My name is Jon Berry, and I am your guide through whatever subject I feel like talking about - as long as there is a pattern to my musings. Last time, I thought aloud about the Alpha Boons, and heading back to Alpha reminded me of another cycle of cards that has - for good reason - faded out of the game.

The 'Protection' mechanic, as you read through MaRo's Making Magic blog, is currently understood to be problematic, but too useful to remove. Protections allows a permanent to become utterly immune to something, be it a card type, such as Emrakul, the Promised End's Protection from Instants or from a whole colour! Now some of you may be thinking that I'm going to be talking a bit about the Wards cycle, but that's not the case. The Wards are certainly something, but I want to point out the existence of something a bit larger scale. I want to address the other protective cycle of cards, the ones that made Pillow Fort a viable design before Pillow Fort was a thing.

But before we begin, I wish to confess something. I'm very much guilty of abusing these cards, and before 2000, my mainstay deck was a 90 card mono-white deck that simply outlasted everything else with more life, more cards, more creatures... and this cycle was front and center in the deck, the arrogant me of the past took joy in locking someone out of the game.

I'm better now, thank you.

Ladies and Gentlemen of TappedOut, I present to you, the CoPs. Circle of Protection: White, Circle of Protection: Blue, Circle of Protection: Black, Circle of Protection: Red, and Circle of Protection: Green.

If you and a friend are reading this article at the same time, and they just cried out in terror, or moaned while filled with bad memories, know this; their reaction is justified. They were around when these cards proved to be the Silver Bullet, not to a deck type, but to a colour itself.

For those of you who do not have the same life experiences, look at those five cards and imagine them in a sideboard of a mono-white deck. In a format or a meta with low enchantment removal, a game two and three in a match would result in the White player dropping in the respective colors of CoP. The result of which being a card that could lock away a deck, keeping them from getting through to the squishy player hiding behind them. For the cost of (1), a Circle could prevent all damage from any single source, be it a Polar Kraken, a Channel + Fireball or any other source that had a colour

In the old days of Magic, one could make the claim that this cycle was one of the reasons why Artifact creatures existed. Not only did they work to smooth out problems in multi-coloured decks where creatures were concerned, but they also allowed the player to bypass these Circles. I personally don't, but I can see the logic in the claim.

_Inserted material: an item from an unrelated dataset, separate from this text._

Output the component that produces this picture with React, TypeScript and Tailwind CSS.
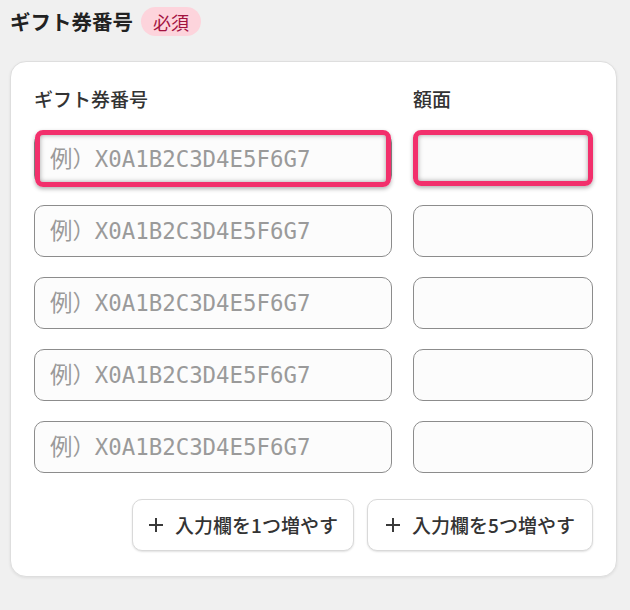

On that point, dealing with the Circles boiled down to three primary responses. The first was to have damage sources in multiple colors, or in no colour at all, thanks to Artifacts. This would require that the White player draw and drop multiple Circles over the course of a game. But on the flip side, a Circle could slow down the game long enough for another one to show up, breaking down the opponent even further.

The second response was brute force. Every Circle has an activation cost, and if you could throw out more sources of damage than the defender had mana and defenders of their own, then you could whittle them down, bit by bit. Naturally, this was best used by Green's token generation, or in multiplayer games where multiple people would gang up on the en-Circle'd player until they stopped being a problem. And if a player spends or reserves all their mana for Protections, they're not casting other spells or being proactive - something modern Magic does not like.

The third solution was to address the Circles themselves. White and Green had enchantment removal - Disenchant and Tranquility for example, and Blue could bounce a Circle once it hit play, or simply used Counterspell to prevent it in the first place. Red and Black, however, tended to lack the means to destroy enchantments, and thus had to result to the prior methods of dealing with a Circle.

A fourth solution slowly appeared as time went on, though I suspect that, like the Eldrazi, it wasn't aimed at the Circles in particular. Yet it also hasn't seen much play as it's a direct counterpoint to any sort of 'protection' effect, no matter where it shows up. Red (with one Green option) started to get cards with the clause "damage can't be prevented", the most recent cards with that being Arrow Storm and Wild Slash. Circles are useless against sources that can't be prevented!

From a more historical standpoint, the Circles represented an extreme part of the original 'colour pie' in Magic the Gathering. Though in all fairness, I should call it a 'colour slush' for all the shared abilities they had. Anyway, in the beginning, much as it is today, one of White's strong points was its ability to protect the permanents under its control, as well as the player themselves. This manifested, not only as the "Protection from..." ability, but also in cards such as Righteousness, which could make sure that the cards you have can survive whatever the other players throw at them, and to keep doing it for as long as possible. The White Wall.

As a side note, "Protection from..." appears on 218 creatures, and while White obviously gets the largest share, it is Black of all colors that has the second most instances of it, with the majority of them being "Protection from White"! Black Knight is an example of this, and is a warning sign of the concept that I'm going to talk about in the back half of this article.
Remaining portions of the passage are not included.